- EXERCISE TASK -
Leave the pictures out and transcribe every record exactly.

- DATA ENTRIES -
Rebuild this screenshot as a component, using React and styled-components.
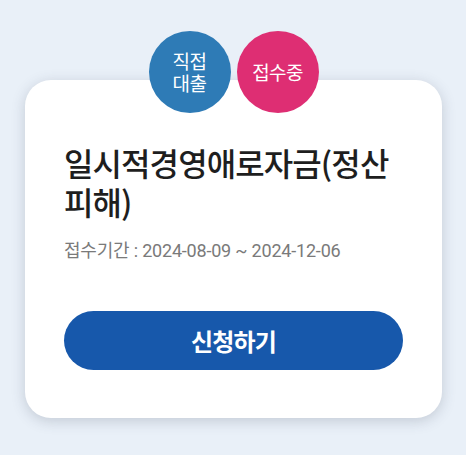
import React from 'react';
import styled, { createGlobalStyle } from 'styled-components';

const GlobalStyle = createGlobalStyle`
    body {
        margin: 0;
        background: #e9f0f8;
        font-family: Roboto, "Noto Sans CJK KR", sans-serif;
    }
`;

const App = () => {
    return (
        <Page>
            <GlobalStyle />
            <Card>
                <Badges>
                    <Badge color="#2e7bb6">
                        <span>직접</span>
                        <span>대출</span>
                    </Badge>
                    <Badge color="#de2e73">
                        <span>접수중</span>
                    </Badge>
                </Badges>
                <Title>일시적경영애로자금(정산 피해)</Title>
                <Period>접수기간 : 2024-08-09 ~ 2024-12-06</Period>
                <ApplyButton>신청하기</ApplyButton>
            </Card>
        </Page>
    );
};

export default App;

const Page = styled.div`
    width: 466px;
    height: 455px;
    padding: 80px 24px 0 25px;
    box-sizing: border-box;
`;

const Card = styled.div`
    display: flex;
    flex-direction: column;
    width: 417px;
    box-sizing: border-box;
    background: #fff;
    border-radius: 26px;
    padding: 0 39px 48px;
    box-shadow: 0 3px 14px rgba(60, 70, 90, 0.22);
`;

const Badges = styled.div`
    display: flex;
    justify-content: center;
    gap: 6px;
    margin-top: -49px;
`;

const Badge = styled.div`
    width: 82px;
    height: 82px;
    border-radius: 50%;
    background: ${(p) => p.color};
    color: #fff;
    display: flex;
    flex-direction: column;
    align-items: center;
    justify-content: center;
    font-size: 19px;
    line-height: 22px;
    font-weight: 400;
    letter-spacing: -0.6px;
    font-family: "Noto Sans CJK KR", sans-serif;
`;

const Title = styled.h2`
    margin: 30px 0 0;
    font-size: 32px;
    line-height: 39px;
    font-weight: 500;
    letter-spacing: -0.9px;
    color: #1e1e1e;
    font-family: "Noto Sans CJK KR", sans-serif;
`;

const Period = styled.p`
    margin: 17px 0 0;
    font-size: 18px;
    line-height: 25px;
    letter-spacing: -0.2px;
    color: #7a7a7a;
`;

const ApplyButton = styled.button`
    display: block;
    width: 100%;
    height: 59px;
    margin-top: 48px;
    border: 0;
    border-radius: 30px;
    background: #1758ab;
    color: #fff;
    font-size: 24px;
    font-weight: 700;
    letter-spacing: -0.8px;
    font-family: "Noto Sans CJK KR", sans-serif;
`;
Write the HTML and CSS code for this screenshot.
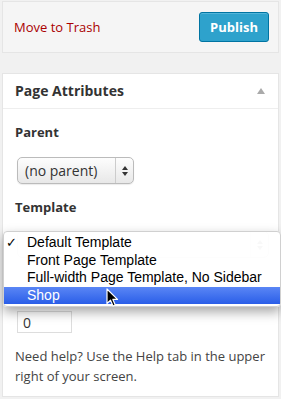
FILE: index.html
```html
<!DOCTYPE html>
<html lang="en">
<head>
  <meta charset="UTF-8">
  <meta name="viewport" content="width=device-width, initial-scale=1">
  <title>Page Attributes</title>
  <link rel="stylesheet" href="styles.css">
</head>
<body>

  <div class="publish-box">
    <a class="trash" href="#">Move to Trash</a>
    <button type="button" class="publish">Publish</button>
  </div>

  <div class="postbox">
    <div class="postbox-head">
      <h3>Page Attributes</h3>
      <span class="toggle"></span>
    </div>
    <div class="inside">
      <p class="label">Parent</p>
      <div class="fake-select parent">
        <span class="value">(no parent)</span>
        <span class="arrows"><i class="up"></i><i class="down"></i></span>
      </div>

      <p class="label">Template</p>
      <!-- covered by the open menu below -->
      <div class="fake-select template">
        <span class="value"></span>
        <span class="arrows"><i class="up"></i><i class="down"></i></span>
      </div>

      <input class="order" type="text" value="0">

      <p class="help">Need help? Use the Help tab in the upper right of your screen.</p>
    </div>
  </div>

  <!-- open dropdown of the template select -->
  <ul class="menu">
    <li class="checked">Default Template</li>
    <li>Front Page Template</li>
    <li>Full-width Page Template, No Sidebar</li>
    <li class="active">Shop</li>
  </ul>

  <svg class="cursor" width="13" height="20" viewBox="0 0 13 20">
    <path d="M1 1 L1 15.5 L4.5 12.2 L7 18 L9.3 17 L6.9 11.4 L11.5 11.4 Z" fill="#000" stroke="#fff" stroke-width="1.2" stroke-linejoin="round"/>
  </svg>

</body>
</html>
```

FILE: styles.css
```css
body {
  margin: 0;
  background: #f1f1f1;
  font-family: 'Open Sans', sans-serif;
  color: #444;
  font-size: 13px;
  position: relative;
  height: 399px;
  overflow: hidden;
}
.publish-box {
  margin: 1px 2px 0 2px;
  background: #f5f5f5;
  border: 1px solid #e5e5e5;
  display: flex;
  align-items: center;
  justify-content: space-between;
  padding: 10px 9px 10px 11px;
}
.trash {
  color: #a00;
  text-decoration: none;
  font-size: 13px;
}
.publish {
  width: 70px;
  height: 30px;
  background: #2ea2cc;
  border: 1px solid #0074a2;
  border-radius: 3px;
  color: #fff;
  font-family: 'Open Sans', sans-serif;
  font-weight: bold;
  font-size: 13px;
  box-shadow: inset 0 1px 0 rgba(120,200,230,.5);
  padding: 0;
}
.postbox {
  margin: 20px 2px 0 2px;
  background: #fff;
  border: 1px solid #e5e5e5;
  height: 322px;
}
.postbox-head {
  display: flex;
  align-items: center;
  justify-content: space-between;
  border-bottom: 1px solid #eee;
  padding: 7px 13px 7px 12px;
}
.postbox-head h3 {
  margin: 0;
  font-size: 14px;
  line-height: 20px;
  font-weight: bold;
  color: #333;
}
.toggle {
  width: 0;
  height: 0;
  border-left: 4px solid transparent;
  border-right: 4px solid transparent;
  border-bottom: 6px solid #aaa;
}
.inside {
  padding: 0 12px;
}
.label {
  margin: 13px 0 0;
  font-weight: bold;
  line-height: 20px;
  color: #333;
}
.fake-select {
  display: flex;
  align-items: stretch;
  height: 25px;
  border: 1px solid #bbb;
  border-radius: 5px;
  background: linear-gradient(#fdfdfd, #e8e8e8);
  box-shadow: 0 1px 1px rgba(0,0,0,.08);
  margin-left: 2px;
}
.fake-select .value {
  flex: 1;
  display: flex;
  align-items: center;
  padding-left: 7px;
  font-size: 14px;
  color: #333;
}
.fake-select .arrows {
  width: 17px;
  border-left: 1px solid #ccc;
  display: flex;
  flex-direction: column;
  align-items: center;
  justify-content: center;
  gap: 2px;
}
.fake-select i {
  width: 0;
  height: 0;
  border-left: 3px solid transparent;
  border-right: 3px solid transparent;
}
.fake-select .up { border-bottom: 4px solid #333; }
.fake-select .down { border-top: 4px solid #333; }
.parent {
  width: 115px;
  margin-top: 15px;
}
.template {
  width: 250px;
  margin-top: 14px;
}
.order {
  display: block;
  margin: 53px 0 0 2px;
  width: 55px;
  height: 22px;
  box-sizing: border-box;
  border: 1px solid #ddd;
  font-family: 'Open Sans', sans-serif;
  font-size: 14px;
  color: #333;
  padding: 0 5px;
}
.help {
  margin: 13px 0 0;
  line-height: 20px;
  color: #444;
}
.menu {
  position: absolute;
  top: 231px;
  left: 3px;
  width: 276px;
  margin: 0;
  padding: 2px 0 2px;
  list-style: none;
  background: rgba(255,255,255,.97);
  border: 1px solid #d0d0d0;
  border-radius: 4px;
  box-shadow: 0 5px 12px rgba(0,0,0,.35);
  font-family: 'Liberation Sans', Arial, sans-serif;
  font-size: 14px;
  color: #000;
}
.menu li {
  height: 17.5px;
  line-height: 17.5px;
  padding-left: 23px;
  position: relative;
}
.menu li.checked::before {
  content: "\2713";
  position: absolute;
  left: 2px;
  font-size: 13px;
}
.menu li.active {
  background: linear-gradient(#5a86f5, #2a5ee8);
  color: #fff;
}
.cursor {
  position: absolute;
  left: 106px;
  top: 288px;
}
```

- EXERCISE RESULT -
Rebuild this screenshot as a component, using React and styled-components.
import React from 'react';
import styled, { createGlobalStyle } from 'styled-components';

const GlobalStyle = createGlobalStyle`
    body {
        margin: 0;
        background: #e9f0f8;
        font-family: Roboto, "Noto Sans CJK KR", sans-serif;
    }
`;

const App = () => {
    return (
        <Page>
            <GlobalStyle />
            <Card>
                <Badges>
                    <Badge color="#2e7bb6">
                        <span>직접</span>
                        <span>대출</span>
                    </Badge>
                    <Badge color="#de2e73">
                        <span>접수중</span>
                    </Badge>
                </Badges>
                <Title>일시적경영애로자금(정산 피해)</Title>
                <Period>접수기간 : 2024-08-09 ~ 2024-12-06</Period>
                <ApplyButton>신청하기</ApplyButton>
            </Card>
        </Page>
    );
};

export default App;

const Page = styled.div`
    width: 466px;
    height: 455px;
    padding: 80px 24px 0 25px;
    box-sizing: border-box;
`;

const Card = styled.div`
    display: flex;
    flex-direction: column;
    width: 417px;
    box-sizing: border-box;
    background: #fff;
    border-radius: 26px;
    padding: 0 39px 48px;
    box-shadow: 0 3px 14px rgba(60, 70, 90, 0.22);
`;

const Badges = styled.div`
    display: flex;
    justify-content: center;
    gap: 6px;
    margin-top: -49px;
`;

const Badge = styled.div`
    width: 82px;
    height: 82px;
    border-radius: 50%;
    background: ${(p) => p.color};
    color: #fff;
    display: flex;
    flex-direction: column;
    align-items: center;
    justify-content: center;
    font-size: 19px;
    line-height: 22px;
    font-weight: 400;
    letter-spacing: -0.6px;
    font-family: "Noto Sans CJK KR", sans-serif;
`;

const Title = styled.h2`
    margin: 30px 0 0;
    font-size: 32px;
    line-height: 39px;
    font-weight: 500;
    letter-spacing: -0.9px;
    color: #1e1e1e;
    font-family: "Noto Sans CJK KR", sans-serif;
`;

const Period = styled.p`
    margin: 17px 0 0;
    font-size: 18px;
    line-height: 25px;
    letter-spacing: -0.2px;
    color: #7a7a7a;
`;

const ApplyButton = styled.button`
    display: block;
    width: 100%;
    height: 59px;
    margin-top: 48px;
    border: 0;
    border-radius: 30px;
    background: #1758ab;
    color: #fff;
    font-size: 24px;
    font-weight: 700;
    letter-spacing: -0.8px;
    font-family: "Noto Sans CJK KR", sans-serif;
`;
Write the HTML and CSS code for this screenshot.
FILE: index.html
```html
<!DOCTYPE html>
<html lang="en">
<head>
  <meta charset="UTF-8">
  <meta name="viewport" content="width=device-width, initial-scale=1">
  <title>Page Attributes</title>
  <link rel="stylesheet" href="styles.css">
</head>
<body>

  <div class="publish-box">
    <a class="trash" href="#">Move to Trash</a>
    <button type="button" class="publish">Publish</button>
  </div>

  <div class="postbox">
    <div class="postbox-head">
      <h3>Page Attributes</h3>
      <span class="toggle"></span>
    </div>
    <div class="inside">
      <p class="label">Parent</p>
      <div class="fake-select parent">
        <span class="value">(no parent)</span>
        <span class="arrows"><i class="up"></i><i class="down"></i></span>
      </div>

      <p class="label">Template</p>
      <!-- covered by the open menu below -->
      <div class="fake-select template">
        <span class="value"></span>
        <span class="arrows"><i class="up"></i><i class="down"></i></span>
      </div>

      <input class="order" type="text" value="0">

      <p class="help">Need help? Use the Help tab in the upper right of your screen.</p>
    </div>
  </div>

  <!-- open dropdown of the template select -->
  <ul class="menu">
    <li class="checked">Default Template</li>
    <li>Front Page Template</li>
    <li>Full-width Page Template, No Sidebar</li>
    <li class="active">Shop</li>
  </ul>

  <svg class="cursor" width="13" height="20" viewBox="0 0 13 20">
    <path d="M1 1 L1 15.5 L4.5 12.2 L7 18 L9.3 17 L6.9 11.4 L11.5 11.4 Z" fill="#000" stroke="#fff" stroke-width="1.2" stroke-linejoin="round"/>
  </svg>

</body>
</html>
```

FILE: styles.css
```css
body {
  margin: 0;
  background: #f1f1f1;
  font-family: 'Open Sans', sans-serif;
  color: #444;
  font-size: 13px;
  position: relative;
  height: 399px;
  overflow: hidden;
}
.publish-box {
  margin: 1px 2px 0 2px;
  background: #f5f5f5;
  border: 1px solid #e5e5e5;
  display: flex;
  align-items: center;
  justify-content: space-between;
  padding: 10px 9px 10px 11px;
}
.trash {
  color: #a00;
  text-decoration: none;
  font-size: 13px;
}
.publish {
  width: 70px;
  height: 30px;
  background: #2ea2cc;
  border: 1px solid #0074a2;
  border-radius: 3px;
  color: #fff;
  font-family: 'Open Sans', sans-serif;
  font-weight: bold;
  font-size: 13px;
  box-shadow: inset 0 1px 0 rgba(120,200,230,.5);
  padding: 0;
}
.postbox {
  margin: 20px 2px 0 2px;
  background: #fff;
  border: 1px solid #e5e5e5;
  height: 322px;
}
.postbox-head {
  display: flex;
  align-items: center;
  justify-content: space-between;
  border-bottom: 1px solid #eee;
  padding: 7px 13px 7px 12px;
}
.postbox-head h3 {
  margin: 0;
  font-size: 14px;
  line-height: 20px;
  font-weight: bold;
  color: #333;
}
.toggle {
  width: 0;
  height: 0;
  border-left: 4px solid transparent;
  border-right: 4px solid transparent;
  border-bottom: 6px solid #aaa;
}
.inside {
  padding: 0 12px;
}
.label {
  margin: 13px 0 0;
  font-weight: bold;
  line-height: 20px;
  color: #333;
}
.fake-select {
  display: flex;
  align-items: stretch;
  height: 25px;
  border: 1px solid #bbb;
  border-radius: 5px;
  background: linear-gradient(#fdfdfd, #e8e8e8);
  box-shadow: 0 1px 1px rgba(0,0,0,.08);
  margin-left: 2px;
}
.fake-select .value {
  flex: 1;
  display: flex;
  align-items: center;
  padding-left: 7px;
  font-size: 14px;
  color: #333;
}
.fake-select .arrows {
  width: 17px;
  border-left: 1px solid #ccc;
  display: flex;
  flex-direction: column;
  align-items: center;
  justify-content: center;
  gap: 2px;
}
.fake-select i {
  width: 0;
  height: 0;
  border-left: 3px solid transparent;
  border-right: 3px solid transparent;
}
.fake-select .up { border-bottom: 4px solid #333; }
.fake-select .down { border-top: 4px solid #333; }
.parent {
  width: 115px;
  margin-top: 15px;
}
.template {
  width: 250px;
  margin-top: 14px;
}
.order {
  display: block;
  margin: 53px 0 0 2px;
  width: 55px;
  height: 22px;
  box-sizing: border-box;
  border: 1px solid #ddd;
  font-family: 'Open Sans', sans-serif;
  font-size: 14px;
  color: #333;
  padding: 0 5px;
}
.help {
  margin: 13px 0 0;
  line-height: 20px;
  color: #444;
}
.menu {
  position: absolute;
  top: 231px;
  left: 3px;
  width: 276px;
  margin: 0;
  padding: 2px 0 2px;
  list-style: none;
  background: rgba(255,255,255,.97);
  border: 1px solid #d0d0d0;
  border-radius: 4px;
  box-shadow: 0 5px 12px rgba(0,0,0,.35);
  font-family: 'Liberation Sans', Arial, sans-serif;
  font-size: 14px;
  color: #000;
}
.menu li {
  height: 17.5px;
  line-height: 17.5px;
  padding-left: 23px;
  position: relative;
}
.menu li.checked::before {
  content: "\2713";
  position: absolute;
  left: 2px;
  font-size: 13px;
}
.menu li.active {
  background: linear-gradient(#5a86f5, #2a5ee8);
  color: #fff;
}
.cursor {
  position: absolute;
  left: 106px;
  top: 288px;
}
```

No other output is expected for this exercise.